Cartoon by Jim Meadows

It’s only another local business

After 40 years serving high-quality food at reasonable prices, our neighborhood vegetarian restaurant, Angelica’s, is closing its doors.

Reportedly, the main reason for this sad event is the increase in rent to $26,000 a month. In order to meet this landlord-imposed hefty price tag, symbolic of the Trump Administration’s values or lack thereof, the owner, Leslie McEachern, would have to pay her employees the equivalent of the Chinese child-worker rate, probably a bowl of rice.

In addition, in lieu of serving fresh organic produce and helping local farmers support their families, Leslie would have to serve to her patrons the cheapest food available, food no doubt lacking in the nutritional value of organics.
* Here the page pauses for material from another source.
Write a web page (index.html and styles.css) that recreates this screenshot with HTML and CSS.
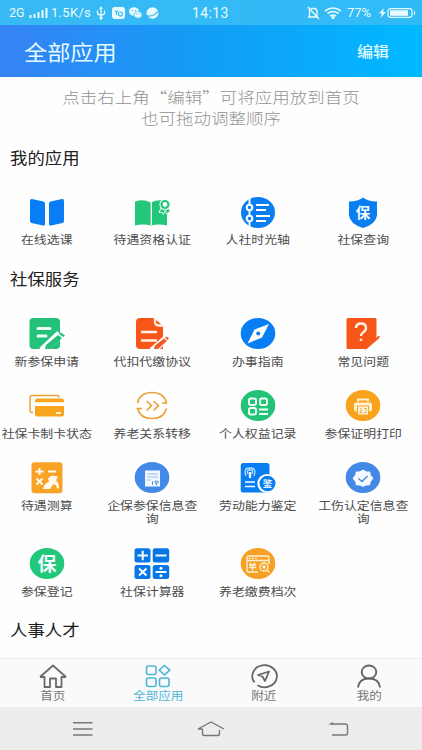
FILE: index.html
```html
<!DOCTYPE html>
<html lang="zh-CN">
<head>
<meta charset="utf-8">
<meta name="viewport" content="width=device-width">
<title>全部应用</title>
<link rel="stylesheet" href="styles.css">
</head>
<body>
<div class="phone">
  <div class="status">
    <span class="net">2G</span>
    <svg class="signal" width="19" height="12"><path d="M1.5 11V8M5.500 11V7M9.500 11V5M13.500 11V3M17.500 11V1" stroke="#e9fbff" stroke-width="2"/></svg>
    <span class="speed">1.5K/s</span>
    <svg class="usb" width="10" height="14" fill="none" stroke="#e9fbff" stroke-width="1.3"><path d="M5 2v10M1.500 4.500v2.500q0 2 3.500 2q3.500 0 3.500-2V4.500"/><path d="M5 0l1.800 3H3.200z" fill="#e9fbff" stroke="none"/><circle cx="5" cy="12" r="1"/></svg>
    <svg class="app1" width="13" height="12"><rect width="13" height="12" rx="3" fill="#e9fbff"/><path d="M3 3.500l1.500 2 1.500-2M4.500 5.500v2.500" fill="none" stroke="#32b7f3" stroke-width="1.100"/><circle cx="8.500" cy="7" r="2" fill="none" stroke="#32b7f3" stroke-width="1.100"/></svg>
    <svg class="app2" width="13" height="12"><ellipse cx="5" cy="4.500" rx="5" ry="4.200" fill="#e9fbff"/><ellipse cx="9" cy="7.800" rx="4" ry="3.500" fill="#e9fbff" stroke="#32b7f3" stroke-width=".7"/><path d="M3 3.500h1M6 3.500h1M7.500 7h1M10 7h1" stroke="#32b7f3" stroke-width="1.200"/></svg>
    <svg class="app3" width="13" height="12"><ellipse cx="6.500" cy="6" rx="6" ry="5.700" fill="#e9fbff"/><path d="M1 9q7 1 11-5" fill="none" stroke="#32b7f3" stroke-width="1.300"/></svg>
    <span class="clock">14:13</span>
    <svg class="bell" width="13" height="14" fill="none" stroke="#e9fbff" stroke-width="1.400"><path d="M1 11h10M2.500 11V3M4 2.500h3q3 0 3 3.500v5M1 1l11 12"/></svg>
    <svg class="wifi" width="18" height="12" fill="none" stroke="#e9fbff" stroke-width="1.700"><path d="M1 4q8-6 16 0M3.500 6.500q5.500-4 11 0M6 9q3-2 6 0"/><circle cx="9" cy="10.500" r=".8" fill="#e9fbff"/></svg>
    <span class="pct">77%</span>
    <svg class="batt" width="37" height="12"><path d="M5 1L0 6.500h3L1.500 11 7 5H4z" fill="#e9fbff"/><rect x="9" y="1.700" width="24" height="8.600" rx="2.500" fill="none" stroke="#e9fbff" stroke-width="1.200"/><rect x="11" y="3.200" width="18" height="5.600" fill="#e9fbff"/><path d="M35 4q1.500 2 0 4" stroke="#e9fbff" fill="none"/></svg>
  </div>

  <header class="bar">
    <h1 class="title squash">全部应用</h1>
    <span class="edit squash">编辑</span>
  </header>

  <main class="content">
    <p class="hint"><span class="squash">点击右上角“编辑”可将应用放到首页</span><span class="squash">也可拖动调整顺序</span></p>

    <h2 class="heading"><span class="squash">我的应用</span></h2>
    <div class="grid">
      <div class="item">
        <svg class="icon" viewBox="0 0 36 32"><path d="M1 4q0-2.500 2-2l11.500 2.500q1.500.4 1.500 2V27q0 2-2 1.500L2.500 26Q1 25.500 1 24zM35 4q0-2.500-2-2l-11.500 2.500q-1.500.4-1.500 2V27q0 2 2 1.500l11.500-2.500Q35 25.500 35 24z" fill="#087df5"/></svg>
        <span class="label squash">在线选课</span>
      </div>
      <div class="item">
        <svg class="icon" viewBox="0 0 36 32"><path d="M1 4.500q8-3 16 1q8-4 16-1v24q-8-2-16 0q-8-2-16 0z" fill="#24c779"/><path d="M17.300 5v23" stroke="#e9fff4" stroke-width="1.400"/><path d="M27 11l-2 4.500 3-.3 1.300 2.300 2-4 2 4 1.200-2.300 2.200.3-2.300-5" fill="#24c779" stroke="#fff" stroke-width=".9"/><circle cx="31" cy="7.500" r="5.500" fill="#fff"/><circle cx="31" cy="7.500" r="3.500" fill="#fff" stroke="#24c779" stroke-width="2.200"/></svg>
        <span class="label squash">待遇资格认证</span>
      </div>
      <div class="item">
        <svg class="icon" viewBox="0 0 36 32"><ellipse cx="18" cy="15.500" rx="17" ry="15.500" fill="#087ef0"/><path d="M9.500 0v31M16 8h13M16 13h10M16 19h14M16 24h10" stroke="#fff" stroke-width="1.900"/><circle cx="9.500" cy="10.500" r="2.800" fill="#087ef0" stroke="#fff" stroke-width="2"/><circle cx="9.500" cy="21.500" r="2.800" fill="#087ef0" stroke="#fff" stroke-width="2"/></svg>
        <span class="label squash">人社时光轴</span>
      </div>
      <div class="item">
        <svg class="icon" viewBox="0 0 36 32"><path d="M18 .5q5 4 14 4v14q-1 8.500-14 12.500Q5 27 4 18.500V4.500q9 0 14-4z" fill="#087ef0"/><text x="18" y="20.500" class="glyph">保</text></svg>
        <span class="label squash">社保查询</span>
      </div>
    </div>

    <h2 class="heading"><span class="squash">社保服务</span></h2>
    <div class="grid">
      <div class="item">
        <svg class="icon" viewBox="0 0 36 32"><rect x=".5" width="30.500" height="31" rx="4" fill="#24c17b"/><path d="M9 10.500h12M9 18h8" stroke="#effff8" stroke-width="3" stroke-linecap="round"/><path d="M13 33L31 16" stroke="#fff" stroke-width="8"/><path d="M16 31l1-4L29 17l4 3-12 11zM30 16l2-1.500 4 3L34 19z" fill="#24c17b"/></svg>
        <span class="label squash">新参保申请</span>
      </div>
      <div class="item">
        <svg class="icon" viewBox="0 0 36 32"><path d="M6 0h14l9 8v23H6q-4 0-4-4V4q0-4 4-4z" fill="#f85619"/><path d="M21 0v4q0 3.500 4 3.500h5M7 14h16M7 22.500h16" fill="none" stroke="#fff1e8" stroke-width="2.300"/><path d="M18 33l15-13" stroke="#fff" stroke-width="7"/><path d="M20 31l1-3.500 9-7 3 2.500-9 8zM31 19.800l1.500-1.300 2.500 2-1.500 1.500z" fill="#f05a22"/></svg>
        <span class="label squash">代扣代缴协议</span>
      </div>
      <div class="item">
        <svg class="icon" viewBox="0 0 36 32"><ellipse cx="18" cy="15.500" rx="17.300" ry="15.500" fill="#087ef5"/><path d="M29 6l-7 13.500L7.500 25.500l7-14z" fill="#fff"/><circle cx="18.200" cy="15.500" r="2" fill="#087ef5"/></svg>
        <span class="label squash">办事指南</span>
      </div>
      <div class="item">
        <svg class="icon" viewBox="0 0 36 32"><rect x="1.500" width="30" height="31" rx="1.500" fill="#f85619"/><path d="M11 10q0-4.500 5-4.500t5 4.500q0 2.500-3 4.500-2 1.200-2 3.500" fill="none" stroke="#fff2eb" stroke-width="2.300"/><circle cx="16" cy="21.800" r="1.400" fill="#fff2eb"/><path d="M18 32.500L37 17v15z" fill="#fff"/><path d="M20 31l13.500-11.500" stroke="#f05a22" stroke-width="2.200"/><path d="M33 19.500l1.500-1.200" stroke="#f05a22" stroke-width="2"/></svg>
        <span class="label squash">常见问题</span>
      </div>

      <div class="item">
        <svg class="icon" viewBox="0 0 36 32"><path d="M4 22.500H2.500q-1.500 0-1.500-2V8q0-2.500 2-2.500h25q2 0 2.300 2" fill="none" stroke="#eea03b" stroke-width="1.500"/><path d="M6 12.300V11q0-2.500 2-2.500h25q2 0 2 2.500v1.300zM6 16h29v8.500q0 2-2 2H8q-2 0-2-2z" fill="#faa51e"/><path d="M27 23h5" stroke="#fff" stroke-width="1.700"/></svg>
        <span class="label squash">社保卡制卡状态</span>
      </div>
      <div class="item">
        <svg class="icon" viewBox="0 0 36 32"><path d="M3.500 13Q6 2.500 18 2.500q12 0 14.500 10.500H28M32.500 18.500Q30 28.500 18 28.500q-12 0-14.500-10H8M12.500 11l5 4.700-5 4.800M19.500 11l5 4.700-5 4.800" fill="none" stroke="#eba23d" stroke-width="1.700"/></svg>
        <span class="label squash">养老关系转移</span>
      </div>
      <div class="item">
        <svg class="icon" viewBox="0 0 36 32"><ellipse cx="18" cy="15.500" rx="17.300" ry="15.500" fill="#24c277"/><g fill="none" stroke="#f0fff8" stroke-width="1.900"><rect x="9" y="8.500" width="7" height="6.500" rx="1.800"/><rect x="20" y="8.500" width="7" height="6.500" rx="1.800"/><rect x="9" y="18" width="7" height="6.500" rx="1.800"/><path d="M19 19.500h9M19 24h9"/></g></svg>
        <span class="label squash">个人权益记录</span>
      </div>
      <div class="item">
        <svg class="icon" viewBox="0 0 36 32"><ellipse cx="18" cy="15.500" rx="17.300" ry="15.500" fill="#f9a31c"/><path d="M13 11.500V9.500h10v2" stroke="#fff1d7" stroke-width="1.800" fill="none"/><rect x="9" y="12.500" width="18" height="9" rx="2" fill="#fff1d7"/><rect x="12.500" y="16" width="11" height="9" fill="#fff1d7" stroke="#f9a31c"/><path d="M16 18v5M14.500 22.500h3M19 18.500h2v4h-2" fill="none" stroke="#f0a63d"/></svg>
        <span class="label squash">参保证明打印</span>
      </div>

      <div class="item">
        <svg class="icon" viewBox="0 0 36 32"><rect x="2.500" y=".2" width="31" height="31" rx="3" fill="#f8a326"/><path d="M6.500 9.500h8M10.500 6v7M19 9.500h8M7.500 16.500l6 6M13.500 16.500l-6 6" stroke="#fff9ed" stroke-width="2"/><path d="M14 27q1-6 6-7l-1-3q2-4 7-3l3 .5-2 4q3 2 3 8h-2l-1-3.500-3-.5-3 4.500z" fill="#fff9ed"/></svg>
        <span class="label squash">待遇测算</span>
      </div>
      <div class="item">
        <svg class="icon" viewBox="0 0 36 32"><ellipse cx="18" cy="15.500" rx="17.300" ry="15.500" fill="#4489e6"/><rect x="11" y="8.500" width="15" height="16" fill="#f1f8ff"/><path d="M13 12h11M13 15h11M13 18h4" stroke="#b5cff2" stroke-width="1.600"/><path d="M18.500 19v4M21 19h3v2h-3zM22.500 21v2.500" fill="none" stroke="#5d98e0"/></svg>
        <span class="label squash">企保参保信息查询</span>
      </div>
      <div class="item">
        <svg class="icon" viewBox="0 0 36 32"><path d="M3 1h24q2.500 0 2.500 2.500V30.500H3q-2.300 0-2.300-2V3.500Q.7 1 3 1z" fill="#087ef0"/><g fill="none" stroke="#b9dfff" stroke-width="1.300"><path d="M6 14q-3-8 4-8t4 8M8 12q-2-4 2-4t2 4"/><path d="M10 10v6" stroke="#fff" stroke-width="2.400"/></g><path d="M5 20h10M5 24.500h10" stroke="#fff" stroke-width="1.700"/><ellipse cx="27" cy="21.500" rx="9.700" ry="9.500" fill="#fff"/><ellipse cx="27.500" cy="21.500" rx="8" ry="7.800" fill="#087ef0"/><text x="27.500" y="25" class="mini">鉴</text></svg>
        <span class="label squash">劳动能力鉴定</span>
      </div>
      <div class="item">
        <svg class="icon" viewBox="0 0 36 32"><ellipse cx="18" cy="15.500" rx="17.300" ry="15.500" fill="#4489e6"/><path d="M18 8.500l3 1.500 3.500.2.500 3 2.500 3.100-2.500 3.200-.5 3-3.500.2L18 24.200l-3-1.500-3.500-.2-.5-3-2.500-3.200 2.500-3.100.5-3 3.500-.2z" fill="#f3faff" stroke="#f3faff" stroke-width="1.500" stroke-linejoin="round"/><path d="M13.500 16.500l3.500 3 5.500-5.500" fill="none" stroke="#5087ba" stroke-width="1.400"/></svg>
        <span class="label squash">工伤认定信息查询</span>
      </div>

      <div class="item">
        <svg class="icon" viewBox="0 0 36 32"><ellipse cx="18" cy="15.500" rx="17.300" ry="15.500" fill="#22c879"/><text x="18" y="22.500" class="glyph large">保</text></svg>
        <span class="label squash">参保登记</span>
      </div>
      <div class="item">
        <svg class="icon" viewBox="0 0 36 32"><g fill="#0877e6"><rect x=".5" y=".3" width="16" height="14.300" rx="2.500"/><rect x="18.700" y=".3" width="16.500" height="14.300" rx="2.500"/><rect x=".5" y="17" width="16" height="14" rx="2.500"/><rect x="18.700" y="17" width="16.500" height="14" rx="2.500"/></g><path d="M3.500 7.500h10.500M8.700 2.800v9.500M21.500 7.500h11M5 20.500l7.500 7M12.500 20.500l-7.500 7M21.500 24h11" stroke="#f4fbff" stroke-width="2.100"/><circle cx="27" cy="20.300" r="1.500" fill="#fff"/><circle cx="27" cy="27.800" r="1.500" fill="#fff"/></svg>
        <span class="label squash">社保计算器</span>
      </div>
      <div class="item">
        <svg class="icon" viewBox="0 0 36 32"><ellipse cx="18" cy="15.500" rx="17.300" ry="15.500" fill="#f6a126"/><path d="M18 24H9q-2 0-2-2V10q0-2 2-2h18q2 0 2 2v6M7 12.500h22" fill="none" stroke="#fff1d7" stroke-width="1.400"/><path d="M9 10.300h9" stroke="#fff1d7" stroke-width="1.300" stroke-dasharray="2 1"/><path d="M10 15l1.500 1.500M15 15l-1.500 1.500M9 17h7M9 19.500h7M12.500 17v5.500" stroke="#fff1d7" stroke-width="1.300"/><circle cx="24" cy="19" r="4" fill="none" stroke="#fff1d7" stroke-width="1.300"/><circle cx="24" cy="19" r="1.700" fill="#fff1d7"/><path d="M26.500 22l3 2.500" stroke="#fff1d7" stroke-width="1.500"/></svg>
        <span class="label squash">养老缴费档次</span>
      </div>
    </div>

    <h2 class="heading"><span class="squash">人事人才</span></h2>
  </main>

  <nav class="tabs">
    <div class="tab">
      <svg width="28" height="24" fill="none" stroke="#6a6a6a" stroke-width="1.800" stroke-linejoin="round"><path d="M1 13L14 1.500 27 13M1 13h4.500v10H11v-8.500h6V23h5.500V13H27"/></svg>
      <span class="squash">首页</span>
    </div>
    <div class="tab active">
      <svg width="28" height="24" fill="none" stroke="#4fb5d7" stroke-width="1.600"><rect x="2.500" y="2" width="9.500" height="8.500" rx="2"/><path d="M20.500 1.500l5.300 4.700-5.300 4.800-5.300-4.800z" stroke-linejoin="round"/><rect x="2.500" y="14" width="9.500" height="8.500" rx="2"/><rect x="15.500" y="14" width="9.500" height="8.500" rx="2"/></svg>
      <span class="squash">全部应用</span>
    </div>
    <div class="tab">
      <svg width="28" height="24" fill="none" stroke="#666" stroke-width="1.800"><path d="M4.500 18.500A12.300 11 0 1 1 7.500 21.200"/><path d="M8 11l11-3.500-4 9.500-2.500-4.500z" stroke-linejoin="round"/></svg>
      <span class="squash">附近</span>
    </div>
    <div class="tab">
      <svg width="28" height="24" fill="none" stroke="#666" stroke-width="1.900"><ellipse cx="14" cy="8" rx="7.300" ry="6.500"/><path d="M3 23.500q1-9 11-9t11 9"/></svg>
      <span class="squash">我的</span>
    </div>
  </nav>

  <div class="keys">
    <svg width="22" height="16" stroke="#777" stroke-width="1.400"><path d="M1 1.800h19.500M1 8h19.500M1 14h19.500"/></svg>
    <svg width="28" height="16" fill="none" stroke="#777" stroke-width="1.400"><path d="M5.500 8H1L14 1l13 7M5.500 8v5q0 1.500 2 1.500h13q2 0 2-1.500V9"/></svg>
    <svg width="22" height="16" fill="none" stroke="#777" stroke-width="1.400"><path d="M3 3h14.500q2 0 2 2v7.500q0 1.500-2 1.500H4"/><path d="M0 3.500L5 1v2.500z" fill="#777" stroke="none"/></svg>
  </div>
</div>
</body>
</html>
```
FILE: styles.css
```css
* { box-sizing: border-box; margin: 0; padding: 0; }

body {
  font-family: "Noto Sans CJK SC", sans-serif;
  background: #fefefe;
}

.phone {
  width: 422px;
  height: 750px;
  display: flex;
  flex-direction: column;
  overflow: hidden;
}

svg { display: block; flex: none; overflow: visible; }

/* Slightly flattened lettering shared by all labels */
.squash { display: block; transform: scaleY(.9); }

.status {
  height: 25px;
  flex: none;
  display: flex;
  align-items: center;
  padding: 1px 6px 0 9px;
  background: linear-gradient(90deg, #38b9f3, #30bbf8);
  color: #e9fbff;
  font: 400 13px/22px Roboto, sans-serif;
  white-space: nowrap;
}
.net { width: 17px; font-size: 12.5px; }
.signal { margin-left: 3px; }
.speed { width: 40px; margin-left: 3px; letter-spacing: .3px; }
.usb { margin-left: 5px; }
.app1 { margin-left: 6px; }
.app2 { margin-left: 4px; }
.app3 { margin-left: 4px; }
.clock { margin-left: 33px; font-size: 14px; width: 38px; letter-spacing: .4px; }
.bell { margin-left: auto; }
.wifi { margin-left: 4px; }
.pct { margin-left: 5px; width: 27px; }
.batt { margin-left: 5px; }

.bar {
  height: 52px;
  flex: none;
  display: flex;
  align-items: center;
  justify-content: space-between;
  padding: 0 33px 0 24px;
  background: linear-gradient(90deg, #3783f3 0%, #149bf6 45%, #00b9ff 100%);
  color: #e3faff;
}
.title { font-size: 23.2px; font-weight: 400; line-height: 30px; }
.edit { font-size: 16px; font-weight: 500; line-height: 24px; }

.content { flex: 1; min-height: 0; padding-top: 10px; }

.hint {
  height: 41px;
  color: #939393;
  font-size: 17.5px;
  font-weight: 300;
  line-height: 20.500px;
  text-align: center;
}
.hint .squash { transform: scaleY(.86); }

.heading {
  margin: 22px 0 29px 10px;
  color: #202020;
  font-size: 17.4px;
  font-weight: 400;
  line-height: 20px;
}
.hint + .heading { margin-top: 20px; }

.grid {
  display: grid;
  grid-template-columns: repeat(4, 105.5px);
  row-gap: 22px;
  margin-left: -6px;
}
.item { display: flex; flex-direction: column; align-items: center; }
.icon { width: 36px; height: 32px; }
.label {
  width: 92px;
  margin-top: 4px;
  color: #4c4c4c;
  font-size: 12.9px;
  line-height: 14px;
  text-align: center;
}
.glyph { font-size: 14.5px; font-weight: 700; fill: #f4fbff; text-anchor: middle; }
.large { font-size: 19px; }
.mini { font-size: 9.5px; font-weight: 700; fill: #e4f4ff; text-anchor: middle; }

.tabs {
  height: 49px;
  flex: none;
  display: grid;
  grid-template-columns: repeat(4, 1fr);
  background: #fafafa;
  border-top: 1px solid #eaeaea;
}
.tab {
  display: flex;
  flex-direction: column;
  align-items: center;
  padding-top: 5px;
  color: #777;
  font-size: 12.6px;
  line-height: 15px;
}
.active { color: #4fb5d7; }

.keys {
  height: 43px;
  flex: none;
  display: flex;
  align-items: center;
  justify-content: space-between;
  padding: 0 72px;
  background: #ededed;
}
```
Although many business men are guided by the principles encapsulated by the phrase “It’s only business,” Leslie would never serve meals under these conditions.

Following in the bootsteps of the Trump administration, which intends to throw such humanitarian programs as Meals on Wheels under the bus, Angelica’s landlord has returned our earth Angel-ica to heaven much sooner than her patrons would like and if this landlord were asked, “Where is Angelica’s?” he’d no doubt reply, “She sleeps with the fishes.” I guess we are in the tyrannical age of “It’s only business.”